I didn't find the info you mentioned. Could you point me to the file, line that has this instruction, pleas?

vikeshpandey commented 3 years ago

sure, so this is the notebook which uploads the data to s3:
https://github.com/awslabs/amazon-sagemaker-mlops-workshop/blob/master/lab/01_CreateAlgorithmContainer/03_Testing%20the%20container%20using%20SageMaker%20Estimator.ipynb and it is part of lab01

and then in this notebook:
https://github.com/awslabs/amazon-sagemaker-mlops-workshop/blob/master/lab/02_TrainYourModel/01_Training%20our%20model.ipynb it says: The dataset was already uploaded in the Exercise: 01 - Creating a Classifier Container. So, we just need to start a new automated training/deployment job in our MLOps env.

and it does not have any cell to upload the data to s3 and hence if you skipped the lab01 and directly jump to lab02, the training fails with s3 error.

samir-souza commented 3 years ago

Fixed. Thanks for pointing it out.

jens-andersson-2-wcar commented 3 years ago

Hm, are you sure this fixed it? The missing file for the training is s3://sagemaker-us-east-1-ACCTNR/iris-model/input/train/training.csv but the added files in the Dec 1st commit are under "/mlops/iris/...". The failed training puzzled me a lot until I realized this (as the S3 error hinted towards a permission problem, so I kept chasing that instead).

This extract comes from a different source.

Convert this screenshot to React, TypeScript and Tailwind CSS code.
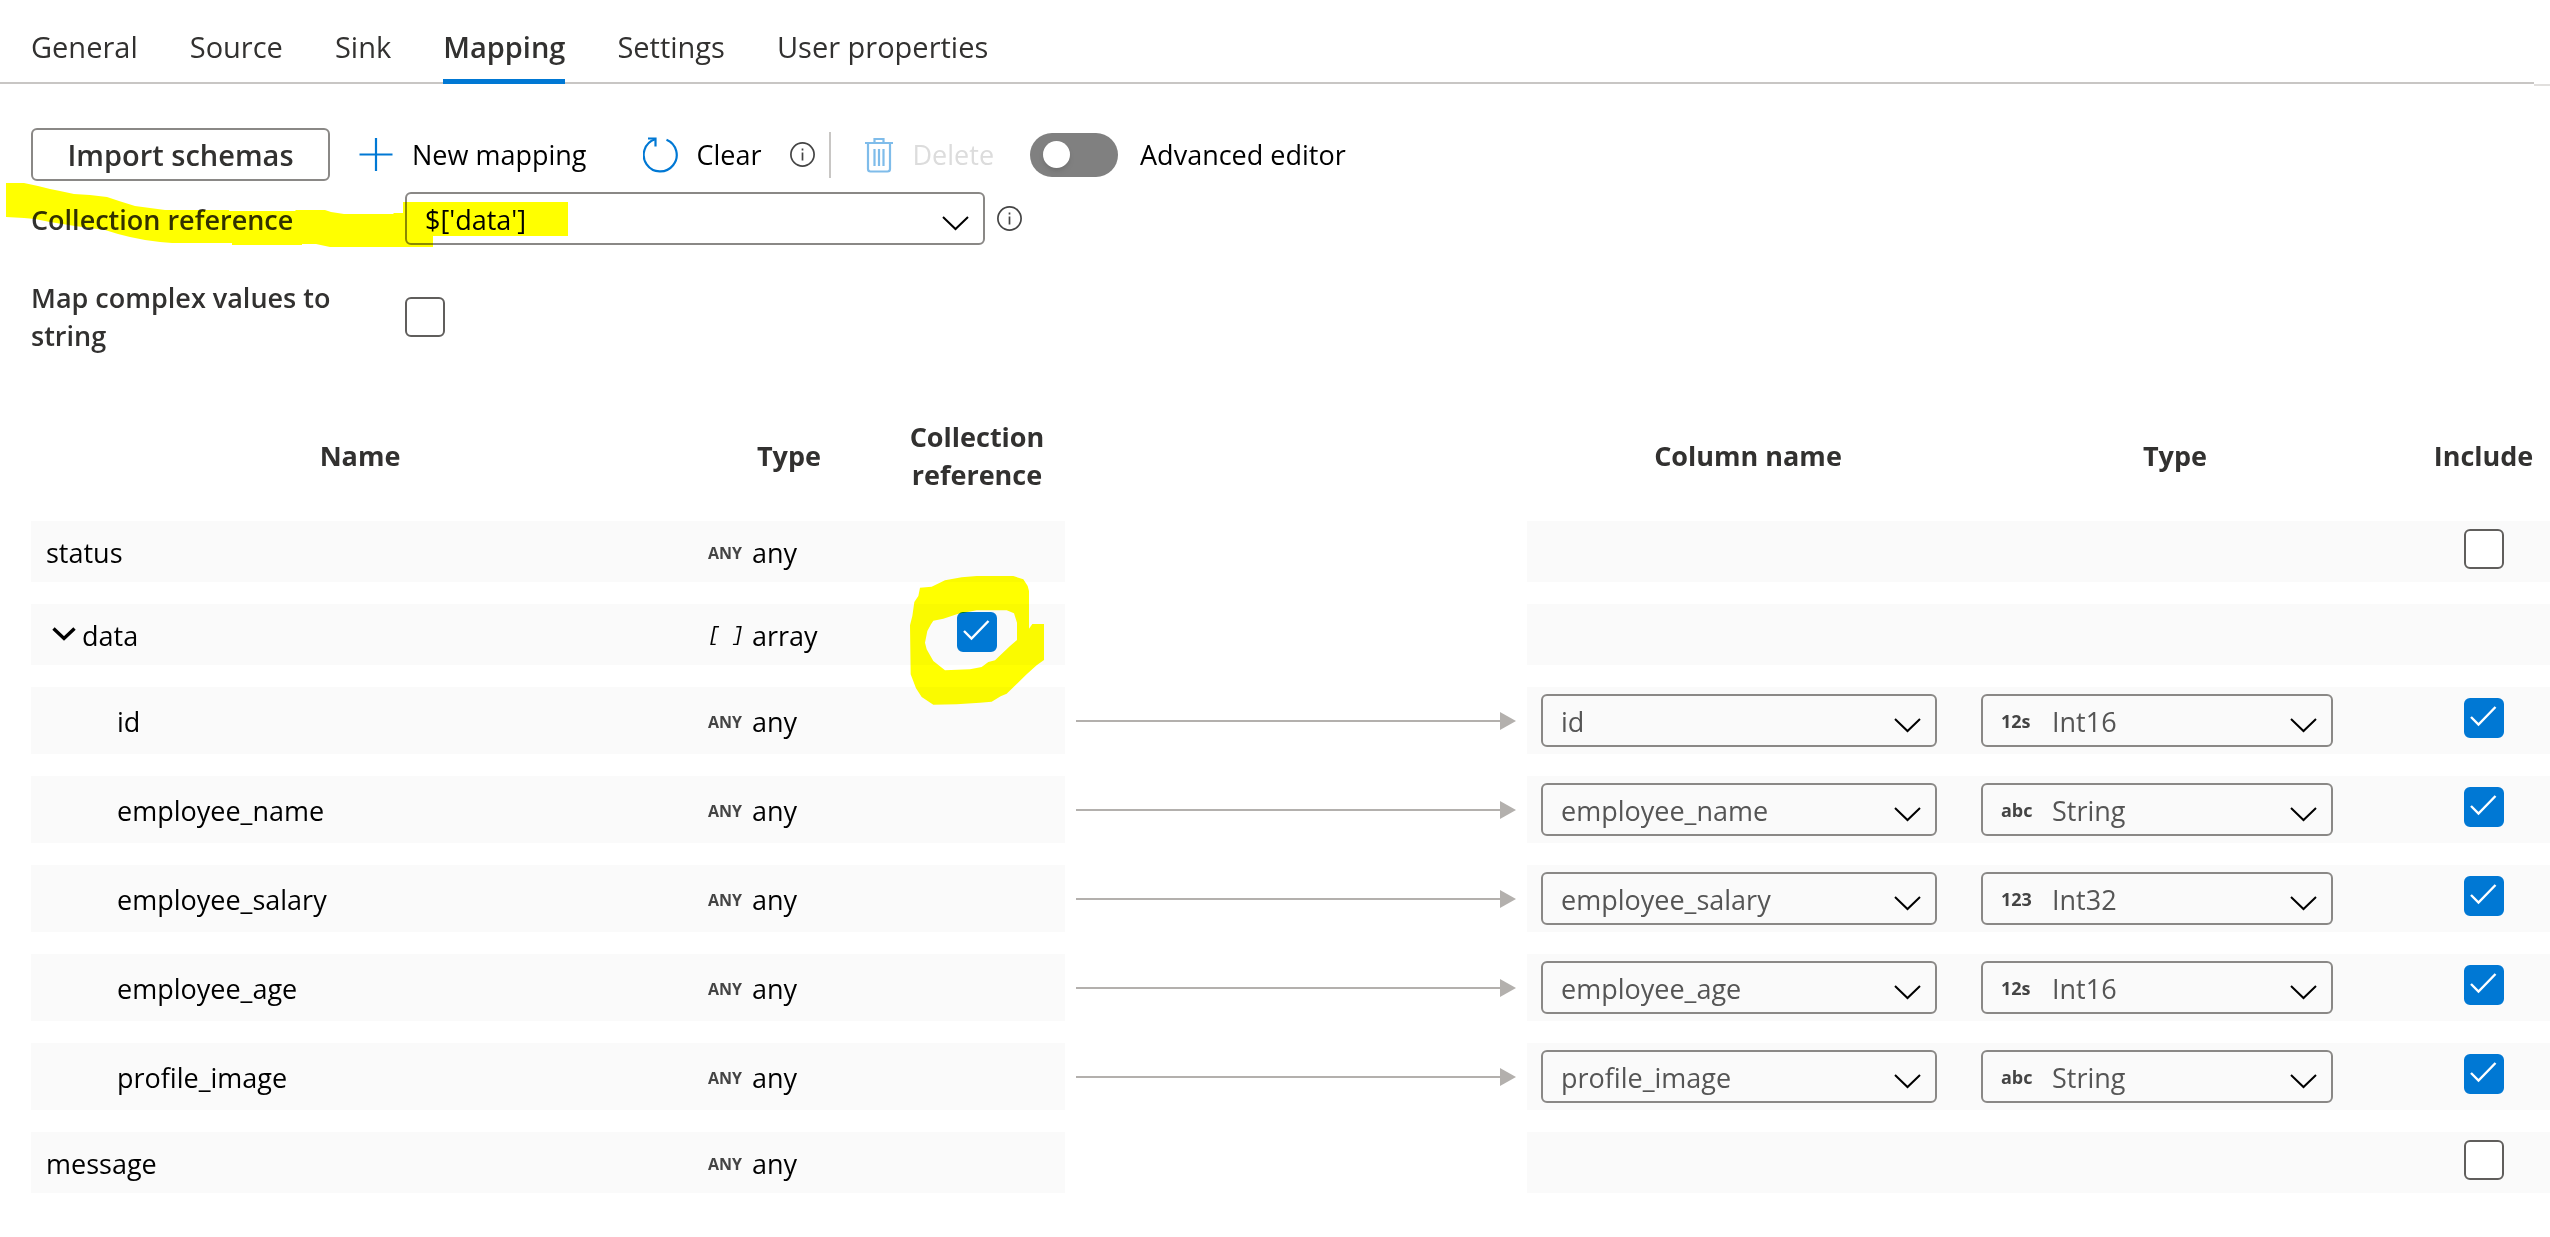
import { useState } from "react";
import type { ReactNode } from "react";

interface MappingRow {
  name: string;
  level: number;
  kind: "leaf" | "array";
  collection?: boolean;
  include?: boolean;
  target?: { badge: string; type: string };
}

const tabs = [
  "General",
  "Source",
  "Sink",
  "Mapping",
  "Settings",
  "User properties",
];

const initialRows: MappingRow[] = [
  { name: "status", level: 0, kind: "leaf", include: false },
  { name: "data", level: 0, kind: "array", collection: true },
  {
    name: "id",
    level: 1,
    kind: "leaf",
    include: true,
    target: { badge: "12s", type: "Int16" },
  },
  {
    name: "employee_name",
    level: 1,
    kind: "leaf",
    include: true,
    target: { badge: "abc", type: "String" },
  },
  {
    name: "employee_salary",
    level: 1,
    kind: "leaf",
    include: true,
    target: { badge: "123", type: "Int32" },
  },
  {
    name: "employee_age",
    level: 1,
    kind: "leaf",
    include: true,
    target: { badge: "12s", type: "Int16" },
  },
  {
    name: "profile_image",
    level: 1,
    kind: "leaf",
    include: true,
    target: { badge: "abc", type: "String" },
  },
  { name: "message", level: 0, kind: "leaf", include: false },
];

const InfoIcon = () => (
  <svg width="25" height="25" viewBox="0 0 25 25" fill="none" stroke="#444">
    <circle cx="12.5" cy="12.5" r="11.6" strokeWidth="1.7" />
    <path d="M12.500 10.500v8M12.500 6.500v2" strokeWidth="1.7" />
  </svg>
);

const PlusIcon = () => (
  <svg width="36" height="36" viewBox="0 0 36 36" stroke="#0078d4">
    <path d="M18 1v33M1.500 17.500h33" strokeWidth="2.2" />
  </svg>
);

const ClearIcon = () => (
  <svg
    width="36"
    height="36"
    viewBox="0 0 36 36"
    fill="none"
    stroke="#0078d4"
    strokeWidth="2.2"
  >
    <path d="M5 1.5h7.500v8" />
    <path d="M12 2.300A16.500 16.500 0 1 0 23.500 2.700" />
  </svg>
);

const TrashIcon = () => (
  <svg
    width="30"
    height="36"
    viewBox="0 0 30 36"
    fill="none"
    stroke="#7fbcea"
    strokeWidth="2.2"
  >
    <path d="M0 6h28M9.500 6V2h9v4M3 6v26q0 2.500 2.500 2.500h17q2.500 0 2.500-2.500V6" />
    <path d="M9.500 12v17M14 12v17M18.500 12v17" />
  </svg>
);

const Select = ({
  label,
  value,
  badge,
  className,
}: {
  label: string;
  value: string;
  badge?: string;
  className: string;
}) => (
  <div className={`relative h-[53px] ${className}`}>
    {badge && (
      <span className="pointer-events-none absolute inset-y-0 left-5 flex items-center text-lg font-bold text-[#444]">
        {badge}
      </span>
    )}
    <select
      aria-label={label}
      defaultValue={value}
      className={`h-full w-full appearance-none rounded-md border-2 border-[#8a8886] bg-transparent pt-[2px] pr-14 ${
        badge ? "pl-[69px] text-[#555]" : "pl-[18px] text-inherit"
      }`}
    >
      <option>{value}</option>
    </select>
    <svg
      className="pointer-events-none absolute top-6 right-4"
      width="27"
      height="15"
      viewBox="0 0 27 15"
      fill="none"
      stroke="#000"
      strokeWidth="2"
    >
      <path d="M1 1l12.500 12L26 1" />
    </svg>
  </div>
);

const Checkbox = ({
  label,
  checked = false,
}: {
  label: string;
  checked?: boolean;
}) => {
  const [on, setOn] = useState(checked);
  return (
    <span className="relative block size-10">
      <input
        type="checkbox"
        aria-label={label}
        checked={on}
        onChange={() => setOn(!on)}
        className="block size-10 appearance-none rounded-md border-2 border-[#605e5c] bg-white checked:border-[#0078d4] checked:bg-[#0078d4]"
      />
      {on && (
        <svg
          className="pointer-events-none absolute inset-0"
          width="40"
          height="40"
          viewBox="0 0 40 40"
          fill="none"
          stroke="#fff"
          strokeWidth="2.4"
        >
          <path d="M7 19l7.500 7.500L31.500 9" />
        </svg>
      )}
    </span>
  );
};

const Arrow = () => (
  <div className="mx-[11px] flex items-center">
    <div className="h-[2px] flex-1 bg-[#b3b0ad]" />
    <svg width="16" height="18" viewBox="0 0 16 18" fill="#b3b0ad">
      <path d="M0 0l16 9L0 18z" />
    </svg>
  </div>
);

const ToolButton = ({
  icon,
  children,
  disabled,
}: {
  icon: ReactNode;
  children: ReactNode;
  disabled?: boolean;
}) => (
  <button
    type="button"
    disabled={disabled}
    className="flex items-center gap-[18px] disabled:text-[#dcdcdc]"
  >
    {icon}
    {children}
  </button>
);

export default function App() {
  const [tab, setTab] = useState("Mapping");
  const [advanced, setAdvanced] = useState(false);

  return (
    <div className="min-h-screen bg-white font-['Open_Sans','Noto_Sans',sans-serif] text-[27px] leading-[38px] text-black">
      <header className="flex">
        <nav className="flex h-[84px] flex-1 gap-[52px] border-b-2 border-[#c8c6c4] pl-[31px] text-[29px] text-[#323130]">
          {tabs.map((name) => (
            <button
              key={name}
              type="button"
              onClick={() => setTab(name)}
              className={`-mb-[2px] border-b-[5px] pt-[14px] ${
                tab === name
                  ? "border-[#0078d4] font-semibold"
                  : "border-transparent"
              }`}
            >
              {name}
            </button>
          ))}
        </nav>
        <div className="h-[86px] w-4 border-b-2 border-[#e1dfdd]" />
      </header>

      <main className="pt-[42px] pl-[31px]">
        <div className="flex h-[53px] items-center">
          <button
            type="button"
            className="h-full w-[299px] rounded-md border-2 border-[#8a8886] text-[29px] font-semibold text-[#323130]"
          >
            Import schemas
          </button>
          <div className="ml-7 flex items-center">
            <ToolButton icon={<PlusIcon />}>New mapping</ToolButton>
          </div>
          <div className="ml-14 flex items-center gap-7">
            <ToolButton icon={<ClearIcon />}>Clear</ToolButton>
            <InfoIcon />
          </div>
          <div className="ml-[14px] h-[46px] w-[2px] bg-[#c8c6c4]" />
          <div className="ml-[34px] flex items-center">
            <ToolButton icon={<TrashIcon />} disabled>
              Delete
            </ToolButton>
          </div>
          <label className="ml-9 flex items-center gap-[22px]">
            <input
              type="checkbox"
              role="switch"
              checked={advanced}
              onChange={() => setAdvanced(!advanced)}
              className="flex h-11 w-22 appearance-none items-center rounded-full bg-[#808080] px-[13px] before:size-[27px] before:rounded-full before:bg-white before:shadow-md checked:justify-end checked:bg-[#0078d4]"
            />
            Advanced editor
          </label>
        </div>

        <div className="relative mt-[11px] flex items-center">
          <span className="w-[374px] pt-[2px] font-semibold text-[#323130]">
            Collection reference
          </span>
          <Select
            label="Collection reference"
            value="$['data']"
            className="w-[580px]"
          />
          <span className="ml-3">
            <InfoIcon />
          </span>
          {/* marker stroke over the label and the selected value */}
          <svg
            className="pointer-events-none absolute -top-[9px] -left-[25px] mix-blend-multiply"
            width="562"
            height="64"
            viewBox="6 183 562 64"
            fill="#ff0"
          >
            <path d="M6 183H24L38 186 50 189 60 191 74 194 90 195 107 197 119 201 135 206 150 208 165 210H229V211H295L296 210H325L331 212 344 214H393L394 213H403V202H568V236H433V247H330L316 244H302V245H232V243H172L160 242 145 240 130 237 118 234 105 230 90 228 75 226 50 222 35 219 24 218 6 217Z" />
          </svg>
        </div>

        <div className="mt-[34px] flex items-center">
          <span className="w-[374px] pr-10 font-semibold text-[#323130]">
            Map complex values to string
          </span>
          <Checkbox label="Map complex values to string" />
        </div>

        <table className="mt-[41px] w-full table-fixed border-separate border-spacing-x-0 border-spacing-y-[22px]">
          <colgroup>
            <col />
            <col className="w-[200px]" />
            <col className="w-[176px]" />
            <col className="w-[462px]" />
            <col className="w-[442px]" />
            <col className="w-[412px]" />
            <col className="w-[169px]" />
          </colgroup>
          <thead className="text-[#323130]">
            <tr>
              <th className="pb-[5px]">Name</th>
              <th className="pb-[5px]">Type</th>
              <th className="pb-[5px]">Collection reference</th>
              <td />
              <th className="pb-[5px]">Column name</th>
              <th className="pb-[5px]">Type</th>
              <th className="pb-[5px] pl-9">Include</th>
            </tr>
          </thead>
          <tbody>
            {initialRows.map((row) => (
              <tr
                key={row.name}
                className={row.target ? "h-[67px]" : "h-[61px]"}
              >
                <td
                  className={`bg-[#fafafa] pt-[2px] ${row.level ? "pl-[86px]" : "pl-[15px]"}`}
                >
                  {row.kind === "array" ? (
                    <button
                      type="button"
                      className="flex items-center gap-[6px] pl-[6px]"
                    >
                      <svg
                        width="24"
                        height="18"
                        viewBox="0 0 24 18"
                        fill="none"
                        stroke="#000"
                        strokeWidth="3.4"
                      >
                        <path d="M1.500 1.500l10.500 10L22.500 1.500" />
                      </svg>
                      {row.name}
                    </button>
                  ) : (
                    row.name
                  )}
                </td>
                <td className="bg-[#fafafa] pt-[2px] pl-[19px]">
                  <div className="flex items-center">
                    {row.kind === "array" ? (
                      <span className="w-11 font-['Liberation_Mono',monospace] text-xl whitespace-nowrap italic">
                        [ ]
                      </span>
                    ) : (
                      <span className="w-11 text-base font-bold text-[#444]">
                        ANY
                      </span>
                    )}
                    {row.kind === "array" ? "array" : "any"}
                  </div>
                </td>
                <td className="bg-[#fafafa] pb-[6px]">
                  {row.collection && (
                    <div className="relative mx-auto w-10">
                      <Checkbox label={`Collection ${row.name}`} checked />
                      <svg
                        className="pointer-events-none absolute -top-9 -left-[47px] max-w-none mix-blend-multiply"
                        width="134"
                        height="129"
                        viewBox="750 525 402 387"
                        fill="#ff0"
                        fillRule="evenodd"
                      >
                        <path d="M780 560L815 557 855 538 905 529 950 525H1060L1090 535 1103 555 1107 570V683L1117 669H1152V777L1130 793 1100 820 1040 878 1022 886 995 902 960 905 890 910 820 911 785 888 768 862 752 820 750 673 757 645 763 603 775 585ZM820 659L850 653 895 638 950 628H1040L1062 637 1071 665V717L1050 735 1005 778 985 783 965 798 930 805 855 808 820 780 800 745 795 725 802 690 813 670Z" />
                      </svg>
                    </div>
                  )}
                </td>
                <td>{row.target && <Arrow />}</td>
                <td className="bg-[#fafafa] px-[14px] text-[#555]">
                  {row.target && (
                    <Select
                      label={`${row.name} column`}
                      value={row.name}
                      className="w-[396px]"
                    />
                  )}
                </td>
                <td className="bg-[#fafafa] px-3">
                  {row.target && (
                    <Select
                      label={`${row.name} type`}
                      value={row.target.type}
                      badge={row.target.badge}
                      className="w-[352px]"
                    />
                  )}
                </td>
                <td className="bg-[#fafafa] pb-[6px] pl-9">
                  {row.include !== undefined && (
                    <div className="mx-auto w-10">
                      <Checkbox
                        label={`Include ${row.name}`}
                        checked={row.include}
                      />
                    </div>
                  )}
                </td>
              </tr>
            ))}
          </tbody>
        </table>
      </main>
    </div>
  );
}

I did the same thing as @vikeshpandey and skipped over (i) and (ii) and went straight to (iii), but then the training failed in CodePipeline. It worked for a colleague of mine though, and I eventually realized it is because the "/iris-model/input/train/training.csv" file is uploaded in step (ii), and he had run through everything. Once I did the optional steps, step (iii) worked as expected.

samir-souza commented 3 years ago

You are right Jens. Just pushed the correct fix for this issue. Thanks.

jens-andersson-2-wcar commented 3 years ago

Great, thanks -- I have not tested the fix but it looks sensible from just viewing the commit.